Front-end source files

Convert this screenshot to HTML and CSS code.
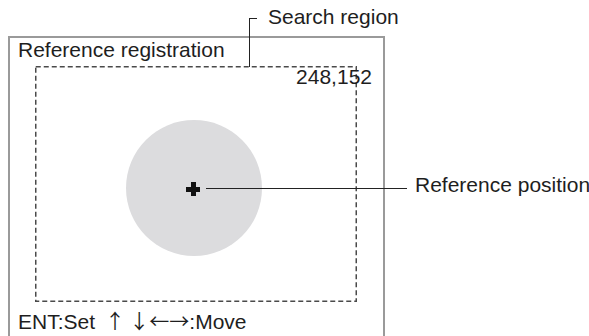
FILE: index.html
```html
<!DOCTYPE html>
<html lang="en">
<head>
<meta charset="UTF-8">
<meta name="viewport" content="width=device-width, initial-scale=1.0">
<title>Reference registration</title>
<link rel="stylesheet" href="styles.css">
</head>
<body>
<div id="figure">
    <!-- 화면 -->
    <div class="screen">
        <div class="title">Reference registration</div>
        <div class="region">
            <svg class="regionLine" width="100%" height="100%">
                <rect x="0.75" y="0.75" width="320.5" height="234.5" fill="none" stroke="#4a4a4a" stroke-width="1.5" stroke-dasharray="5 3"></rect>
            </svg>
            <div class="spot"></div>
            <div class="plus"></div>
            <div class="coord">248,152</div>
        </div>
        <div class="guide">ENT:Set <span class="arrows">↑&#xFE0E; ↓&#xFE0E;←→</span>:Move</div>
    </div>
    <!-- 설명선 -->
    <div class="bracket"></div>
    <div class="label searchLabel">Search region</div>
    <div class="leader"></div>
    <div class="label posLabel">Reference position</div>
</div>
</body>
</html>
```
FILE: styles.css
```css
body{
    margin: 0;
    font-family: "Liberation Sans", Arial, sans-serif;
    color: #1e1e1e;
    background-color: #fff;
}
#figure{
    width: 589px;
    height: 336px;
    position: relative;
    overflow: hidden;
}
.screen{
    width: 377px;
    height: 300px;
    box-sizing: border-box;
    margin-left: 8px;
    margin-top: 36px;
    border-left: 2px solid #9a9a9a;
    border-right: 2px solid #9a9a9a;
    border-top: 2px solid #9a9a9a;
}
.title, .guide{
    font-size: 21px;
    line-height: 23px;
    padding-left: 8px;
}
.region{
    width: 322px;
    height: 236px;
    margin-left: 25px;
    margin-top: 5px;
    position: relative;
}
.regionLine{
    display: block;
}
.spot{
    position: absolute;
    left: 91px;
    top: 54px;
    width: 136px;
    height: 136px;
    border-radius: 50%;
    background-color: #dcdcde;
}
.plus{
    position: absolute;
    left: 151px;
    top: 116px;
    width: 14px;
    height: 14px;
    background:
        linear-gradient(#111, #111) center / 14px 5px no-repeat,
        linear-gradient(#111, #111) center / 5px 14px no-repeat;
}
.coord{
    position: absolute;
    right: -15px;
    top: -1px;
    font-size: 21px;
    line-height: 23px;
}
.guide{
    margin-top: 7px;
    white-space: nowrap;
}
.arrows{
    font-family: "Noto Sans CJK JP", sans-serif;
    font-size: 20px;
    margin-left: 4px;
}
.bracket{
    position: absolute;
    left: 249px;
    top: 18px;
    width: 7px;
    height: 48px;
    border-left: 1px solid #222;
    border-top: 1px solid #222;
}
.label{
    position: absolute;
    font-size: 21px;
    line-height: 23px;
    white-space: nowrap;
}
.searchLabel{
    left: 268px;
    top: 5px;
}
.leader{
    position: absolute;
    left: 206px;
    top: 188px;
    width: 201px;
    height: 1px;
    background-color: #222;
}
.posLabel{
    left: 415px;
    top: 173px;
}
```
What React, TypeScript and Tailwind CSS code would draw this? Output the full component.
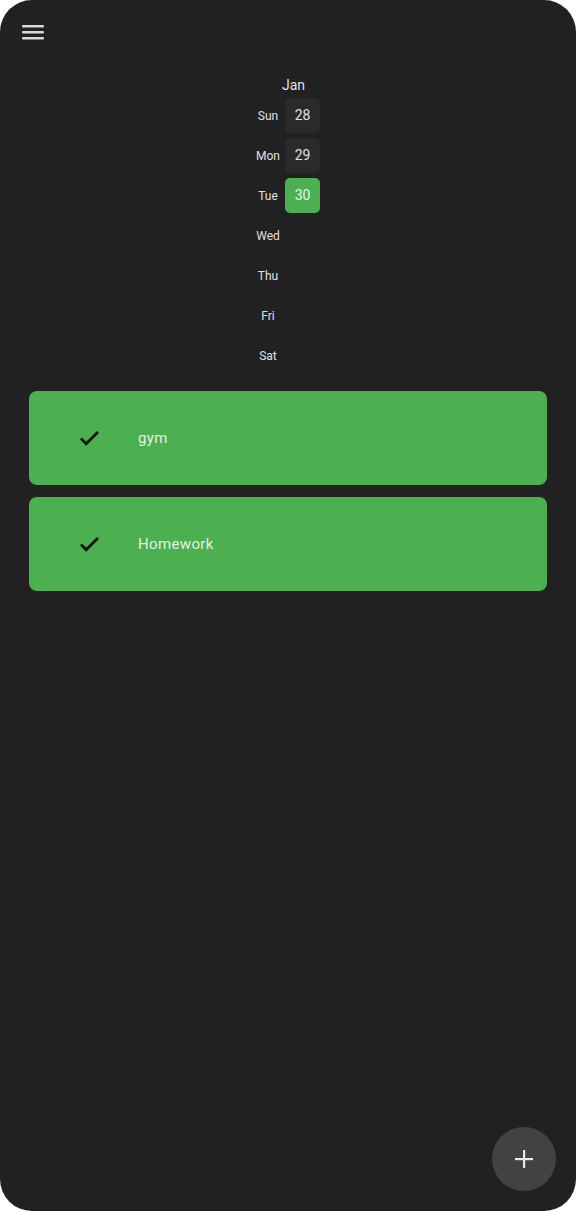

Stated task: Repeat the preceding records precisely, and leave every picture out of the copy.

Output below:
Convert this screenshot to HTML and CSS code.
FILE: index.html
```html
<!DOCTYPE html>
<html lang="en">
<head>
<meta charset="UTF-8">
<meta name="viewport" content="width=device-width, initial-scale=1.0">
<title>Reference registration</title>
<link rel="stylesheet" href="styles.css">
</head>
<body>
<div id="figure">
    <!-- 화면 -->
    <div class="screen">
        <div class="title">Reference registration</div>
        <div class="region">
            <svg class="regionLine" width="100%" height="100%">
                <rect x="0.75" y="0.75" width="320.5" height="234.5" fill="none" stroke="#4a4a4a" stroke-width="1.5" stroke-dasharray="5 3"></rect>
            </svg>
            <div class="spot"></div>
            <div class="plus"></div>
            <div class="coord">248,152</div>
        </div>
        <div class="guide">ENT:Set <span class="arrows">↑&#xFE0E; ↓&#xFE0E;←→</span>:Move</div>
    </div>
    <!-- 설명선 -->
    <div class="bracket"></div>
    <div class="label searchLabel">Search region</div>
    <div class="leader"></div>
    <div class="label posLabel">Reference position</div>
</div>
</body>
</html>
```
FILE: styles.css
```css
body{
    margin: 0;
    font-family: "Liberation Sans", Arial, sans-serif;
    color: #1e1e1e;
    background-color: #fff;
}
#figure{
    width: 589px;
    height: 336px;
    position: relative;
    overflow: hidden;
}
.screen{
    width: 377px;
    height: 300px;
    box-sizing: border-box;
    margin-left: 8px;
    margin-top: 36px;
    border-left: 2px solid #9a9a9a;
    border-right: 2px solid #9a9a9a;
    border-top: 2px solid #9a9a9a;
}
.title, .guide{
    font-size: 21px;
    line-height: 23px;
    padding-left: 8px;
}
.region{
    width: 322px;
    height: 236px;
    margin-left: 25px;
    margin-top: 5px;
    position: relative;
}
.regionLine{
    display: block;
}
.spot{
    position: absolute;
    left: 91px;
    top: 54px;
    width: 136px;
    height: 136px;
    border-radius: 50%;
    background-color: #dcdcde;
}
.plus{
    position: absolute;
    left: 151px;
    top: 116px;
    width: 14px;
    height: 14px;
    background:
        linear-gradient(#111, #111) center / 14px 5px no-repeat,
        linear-gradient(#111, #111) center / 5px 14px no-repeat;
}
.coord{
    position: absolute;
    right: -15px;
    top: -1px;
    font-size: 21px;
    line-height: 23px;
}
.guide{
    margin-top: 7px;
    white-space: nowrap;
}
.arrows{
    font-family: "Noto Sans CJK JP", sans-serif;
    font-size: 20px;
    margin-left: 4px;
}
.bracket{
    position: absolute;
    left: 249px;
    top: 18px;
    width: 7px;
    height: 48px;
    border-left: 1px solid #222;
    border-top: 1px solid #222;
}
.label{
    position: absolute;
    font-size: 21px;
    line-height: 23px;
    white-space: nowrap;
}
.searchLabel{
    left: 268px;
    top: 5px;
}
.leader{
    position: absolute;
    left: 206px;
    top: 188px;
    width: 201px;
    height: 1px;
    background-color: #222;
}
.posLabel{
    left: 415px;
    top: 173px;
}
```
What React, TypeScript and Tailwind CSS code would draw this? Output the full component.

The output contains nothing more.